Here’s a quick comparison of the most common pitfalls and the best practices to overcome them:

Pitfall	Best Practice
Too little data	Collect enough diverse data or use augmentation to improve generalization
Overfitting	Apply regularization, early stopping, and cross-validation to control overfitting
Imbalanced datasets	Balance datasets with resampling, class weights, or anomaly detection methods
Poor preprocessing	Clean, normalize, and encode data properly before training
Wrong metrics	Choose evaluation metrics that match your business or research goal
No proper validation or test split	Always split data into training, validation, and test sets
Forgetting deployment needs	Design models with deployment, scalability, and monitoring in mind from the start

By keeping these pitfalls in mind and following the best practices, you’ll save time, avoid frustration, and build AI models that perform well not just in training, but also in the real world.

Conclusion

Training an AI model from scratch teaches you how data, architecture, and optimization work together. While resource-intensive, it gives full control, transparency, and flexibility.
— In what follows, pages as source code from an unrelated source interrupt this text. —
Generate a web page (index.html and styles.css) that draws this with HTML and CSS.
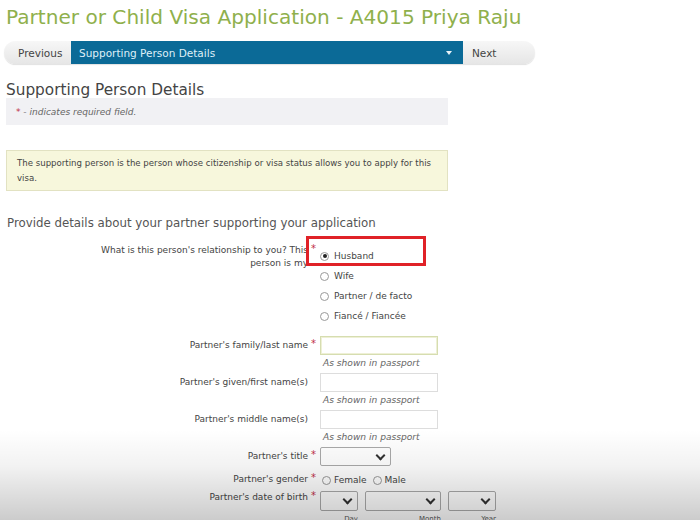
FILE: index.html
```html
<!DOCTYPE html>
<html>
<head>
<meta charset="utf-8">
<link rel="stylesheet" href="styles.css">
</head>
<body>
<div class="page">
  <h1 class="title">Partner or Child Visa Application - A4015 Priya Raju</h1>
  <div class="nav">
    <span class="nav-link prev">Previous</span>
    <div class="nav-select"><span>Supporting Person Details</span><span class="caret"></span></div>
    <span class="nav-link next">Next</span>
  </div>
  <h2 class="section">Supporting Person Details</h2>
  <div class="req-box"><span class="star">*</span> - indicates required field.</div>
  <div class="info-box">The supporting person is the person whose citizenship or visa status allows you to apply for this visa.</div>
  <h3 class="sub">Provide details about your partner supporting your application</h3>

  <div class="form">
    <div class="row rel">
      <div class="label">What is this person's relationship to you? This person is my</div>
      <div class="req">*</div>
      <div class="field radios">
        <label class="radio"><span class="rb on"></span>Husband</label>
        <label class="radio"><span class="rb"></span>Wife</label>
        <label class="radio"><span class="rb"></span>Partner / de facto</label>
        <label class="radio"><span class="rb"></span>Fiancé / Fiancée</label>
        <div class="highlight"></div>
      </div>
    </div>
    <div class="row name first">
      <div class="label">Partner's family/last name</div>
      <div class="req">*</div>
      <div class="field"><div class="input active"></div><div class="hint">As shown in passport</div></div>
    </div>
    <div class="row name">
      <div class="label">Partner's given/first name(s)</div>
      <div class="req"></div>
      <div class="field"><div class="input"></div><div class="hint">As shown in passport</div></div>
    </div>
    <div class="row name">
      <div class="label">Partner's middle name(s)</div>
      <div class="req"></div>
      <div class="field"><div class="input"></div><div class="hint">As shown in passport</div></div>
    </div>
    <div class="row ptitle">
      <div class="label">Partner's title</div>
      <div class="req">*</div>
      <div class="field"><div class="select w-title"><span class="chev"></span></div></div>
    </div>
    <div class="row gender">
      <div class="label">Partner's gender</div>
      <div class="req">*</div>
      <div class="field inline"><label class="radio"><span class="rb"></span>Female</label><label class="radio"><span class="rb"></span>Male</label></div>
    </div>
    <div class="row dob">
      <div class="label">Partner's date of birth</div>
      <div class="req">*</div>
      <div class="field inline dates">
        <div class="dcol"><div class="select w-day"><span class="chev"></span></div><div class="dl">Day</div></div>
        <div class="dcol"><div class="select w-month"><span class="chev"></span></div><div class="dl">Month</div></div>
        <div class="dcol"><div class="select w-year"><span class="chev"></span></div><div class="dl">Year</div></div>
      </div>
    </div>
  </div>
</div>
<div class="shade"></div>
</body>
</html>
```
FILE: styles.css
```css
html, body { margin: 0; padding: 0; background: #fff; }
body { font-family: "DejaVu Sans", Verdana, sans-serif; color: #444; width: 700px; height: 520px; overflow: hidden; position: relative; }
.page { padding: 0 0 0 6px; }
.title { margin: 0; padding-top: 6px; font-size: 20.1px; font-weight: normal; color: #8fb04c; line-height: 22px; height: 35px; white-space: nowrap; }
.nav { width: 531px; margin-left: -2px; height: 23px; border-radius: 12px; background: linear-gradient(#f7f7f7, #e6e6e6); box-shadow: 0 1px 1px rgba(0,0,0,0.12); display: flex; align-items: stretch; font-size: 10.5px; }
.nav-link { display: flex; align-items: center; color: #444; }
.prev { padding-left: 14px; width: 53px; }
.next { padding-left: 9px; }
.nav-select { width: 392px; background: #0b6a97; color: #dfeff8; display: flex; align-items: center; justify-content: space-between; padding: 0 8px; box-sizing: border-box; }
.caret { width: 0; height: 0; border-left: 3px solid transparent; border-right: 3px solid transparent; border-top: 4px solid #e8f2f8; margin-right: 3px; }
.section { margin: 18px 0 0; font-size: 15.3px; font-weight: normal; color: #444; line-height: 16px; }
.req-box { width: 442px; height: 27px; box-sizing: border-box; background: #f1f1f4; font-size: 9px; font-style: italic; color: #666; padding: 9px 0 0 10px; }
.star { color: #c03048; font-style: normal; }
.info-box { margin-top: 25px; width: 442px; height: 41px; box-sizing: border-box; background: #f7f7dc; border: 1px solid #e2e2c2; font-size: 8.6px; color: #444; padding: 5px 6px 0 10px; line-height: 15px; }
.sub { margin: 25px 0 0 1px; font-size: 11.8px; font-weight: normal; color: #555; line-height: 14px; }
.form { margin-top: 14px; font-size: 9px; color: #444; }
.row { display: grid; grid-template-columns: 302px 11px 1fr; }
.label { text-align: right; line-height: 13px; }
.req { color: #c03048; font-size: 10px; line-height: 10px; padding-left: 3px; }
.field { position: relative; padding-left: 1px; }
.rel .label { padding-left: 86px; padding-top: 0; }
.radios { padding-top: 2px; }
.radio { display: flex; align-items: center; height: 20px; font-size: 9px; color: #444; }
.rb { width: 9px; height: 9px; border: 1px solid #999; border-radius: 50%; margin-right: 5px; box-sizing: border-box; background: #fff; flex: none; position: relative; }
.rb.on::after { content: ""; position: absolute; left: 1.5px; top: 1.5px; width: 4px; height: 4px; border-radius: 50%; background: #222; }
.highlight { position: absolute; left: -13px; top: -8px; width: 120px; height: 30px; box-sizing: border-box; border: 3px solid #e02228; }
.name.first { margin-top: 10px; }
.name .label, .name .req { padding-top: 3px; }
.input { width: 118px; height: 19px; box-sizing: border-box; border: 1px solid #ddd; background: #fff; }
.input.active { border-color: #d6ddb0; box-shadow: inset 0 0 0 1px #eef0d6; }
.hint { font-style: italic; font-size: 9.1px; color: #666; padding: 2px 0 0 3px; height: 18px; box-sizing: border-box; line-height: 13px; }
.ptitle .label, .ptitle .req { padding-top: 3px; }
.select { height: 19px; box-sizing: border-box; border: 1px solid #aaa; border-radius: 2px; background: #fff; position: relative; }
.chev { position: absolute; right: 6px; top: 4px; width: 5px; height: 5px; border-right: 2px solid #333; border-bottom: 2px solid #333; transform: rotate(45deg); }
.w-title { width: 71px; }
.gender { margin-top: 7px; }
.gender .label { line-height: 12px; }
.inline { display: flex; }
.gender .radio { height: 14px; margin-right: 6px; }
.gender .rb { margin-right: 3px; }
.gender .field { padding-left: 3px; }
.dob { margin-top: 4px; }
.dates { gap: 7px; }
.dcol { display: flex; flex-direction: column; align-items: flex-end; }
.w-day { width: 38px; height: 20px; }
.w-month { width: 76px; height: 20px; }
.w-year { width: 48px; height: 20px; }
.dl { font-size: 7px; color: #555; padding-top: 4px; }
.shade { position: absolute; left: 0; right: 0; bottom: 0; height: 90px; background: linear-gradient(rgba(0,0,0,0), rgba(0,0,0,0.05) 40%, rgba(0,0,0,0.2)); pointer-events: none; }
```
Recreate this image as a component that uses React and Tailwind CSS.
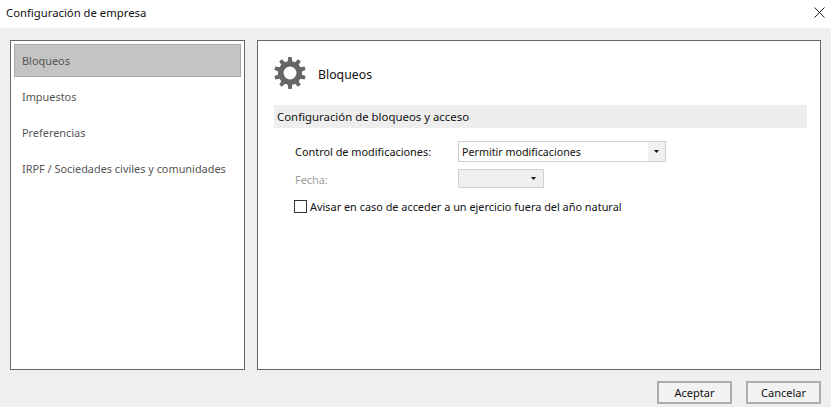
import React from 'react';

const menuItems = ['Bloqueos', 'Impuestos', 'Preferencias', 'IRPF / Sociedades civiles y comunidades'];

const gearPath = () => {
  const teeth = 10;
  const points = [];
  for (let i = 0; i < teeth; i++) {
    const a = (i / teeth) * Math.PI * 2 - Math.PI / 2;
    const step = (Math.PI * 2) / teeth;
    const pt = (r, offset) => `${(16 + r * Math.cos(a + offset)).toFixed(2)} ${(16 + r * Math.sin(a + offset)).toFixed(2)}`;
    points.push(pt(12, -step * 0.3), pt(16, -step * 0.17), pt(16, step * 0.17), pt(12, step * 0.3));
  }
  return `M${points.join('L')}Z M16 9.5a6.5 6.5 0 1 0 0 13a6.5 6.5 0 1 0 0 -13Z`;
};

const Arrow = () => (
  <svg width="5" height="3" viewBox="0 0 5 3" className="block">
    <path d="M0 0h5L2.5 3z" fill="#111" />
  </svg>
);

const Button = ({ children }) => (
  <button className="w-[75px] h-[23px] pt-[1px] bg-[#f2f2f2] border-2 border-[#adadad] text-[11px] text-[#111]">
    {children}
  </button>
);

export default function App() {
  return (
    <div className="w-[831px] h-[407px] flex flex-col bg-[#efefef] overflow-hidden text-[10.9px] text-[#222] font-['Noto_Sans','Open_Sans',sans-serif]">
      <div className="h-[28px] bg-white flex items-center justify-between pl-[6px] pr-[6px]">
        <span className="text-[11.3px] text-[#111] pb-[2px]">Configuración de empresa</span>
        <svg width="11" height="11" viewBox="0 0 11 11" className="mb-[4px]">
          <path d="M0.5 0.5L10.5 10.5M10.5 0.5L0.5 10.5" stroke="#222" strokeWidth="1" />
        </svg>
      </div>

      <div className="flex gap-[12px] px-[10px] pt-[12px]">
        <div className="w-[235px] h-[330px] bg-white border border-[#666] p-[3px]">
          {menuItems.map((item, i) => (
            <div
              key={item}
              className={`h-[33px] mb-[3px] pt-[2px] flex items-center pl-[7px] text-[#555] ${i === 0 ? 'bg-[#c4c4c4] border border-[#a8a8a8]' : 'border border-transparent'}`}
            >
              {item}
            </div>
          ))}
        </div>

        <div className="w-[564px] h-[330px] bg-white border border-[#666] pl-[16px] pr-[13px]">
          <div className="h-[64px] flex items-center gap-[12px]">
            <svg width="32" height="32" viewBox="0 0 32 32">
              <path d={gearPath()} fill="#666" fillRule="evenodd" />
            </svg>
            <span className="text-[12.3px] text-[#111] pt-[5px]">Bloqueos</span>
          </div>

          <div className="h-[23px] bg-[#eee] flex items-center pl-[3px] text-[11.4px] text-[#111]">
            Configuración de bloqueos y acceso
          </div>

          <div className="pl-[20px] pt-[13px]">
            <div className="flex items-center h-[21px]">
              <span className="w-[164px] text-[#111] pl-[1px] pt-[2px]">Control de modificaciones:</span>
              <div className="w-[208px] h-[21px] border border-[#d0d0d0] flex items-center justify-between">
                <span className="pl-[3px] pt-[2px] text-[10.7px] text-[#111]">Permitir modificaciones</span>
                <span className="w-[17px] h-full bg-[#f0f0f0] flex items-center justify-center"><Arrow /></span>
              </div>
            </div>

            <div className="flex items-center h-[19px] mt-[7px]">
              <span className="w-[164px] pl-[1px] pt-[4px] text-[#a0a0a0]">Fecha:</span>
              <div className="w-[86px] h-[19px] border border-[#d0d0d0] bg-[#efefef] flex items-center justify-end pr-[7px]">
                <Arrow />
              </div>
            </div>

            <div className="flex items-center h-[14px] mt-[11px] gap-[3px]">
              <span className="w-[13px] h-[13px] border border-[#333] bg-white" />
              <span className="text-[#111] pt-[3px]">Avisar en caso de acceder a un ejercicio fuera del año natural</span>
            </div>
          </div>
        </div>
      </div>

      <div className="flex justify-end gap-[14px] pr-[10px] pt-[11px]">
        <Button>Aceptar</Button>
        <Button>Cancelar</Button>
      </div>
    </div>
  );
}
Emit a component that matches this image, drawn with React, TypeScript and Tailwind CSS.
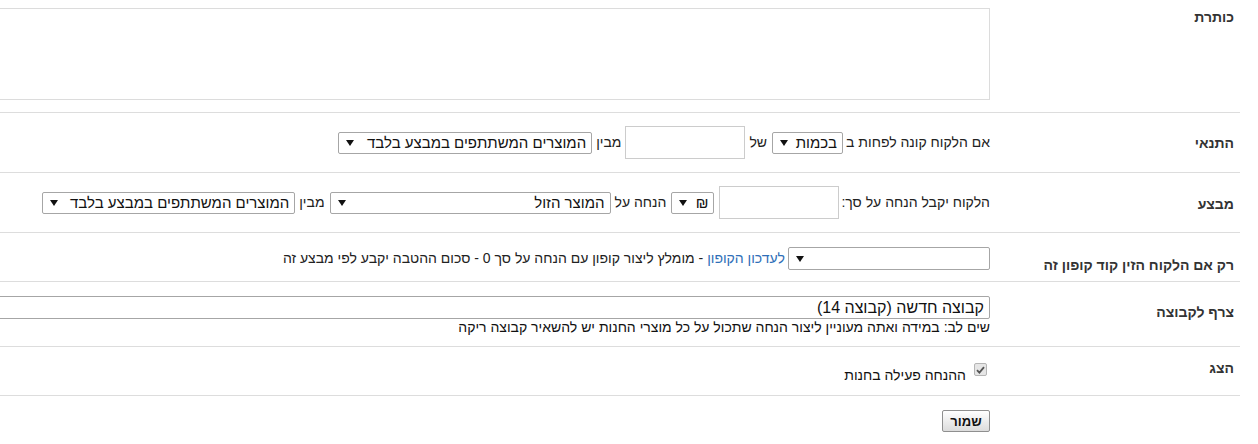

If your business needs AI models tailored to unique data and specific goals, MeisterIT Systems can help. We design, train, and deploy production-ready AI for your domain.

Explore custom AI solutions with MeisterIT Systems today.

FAQ: Your questions answered

Q1: Do I need a GPU to train an AI model?

A1: Not always. Small models run fine on a CPU. For deep learning, a GPU makes training much faster.

Q2: How much data is enough?

A2: It depends on the task. Simple problems may need only hundreds of samples. Image or text models often need thousands or more.

Q3: What’s the difference between training from scratch and fine-tuning?

A3: From scratch means the model learns everything from your data. Fine-tuning starts with a pre-trained model and adapts it to your task.

Q4: How can I tell if my model is overfitting?

A4: If it performs well on training data but poorly on test data, it’s overfitting.

Q5: Can I use a scratch-trained model in production?

A5: Yes. You can deploy it with tools like Flask, FastAPI, or Docker, just like any other model.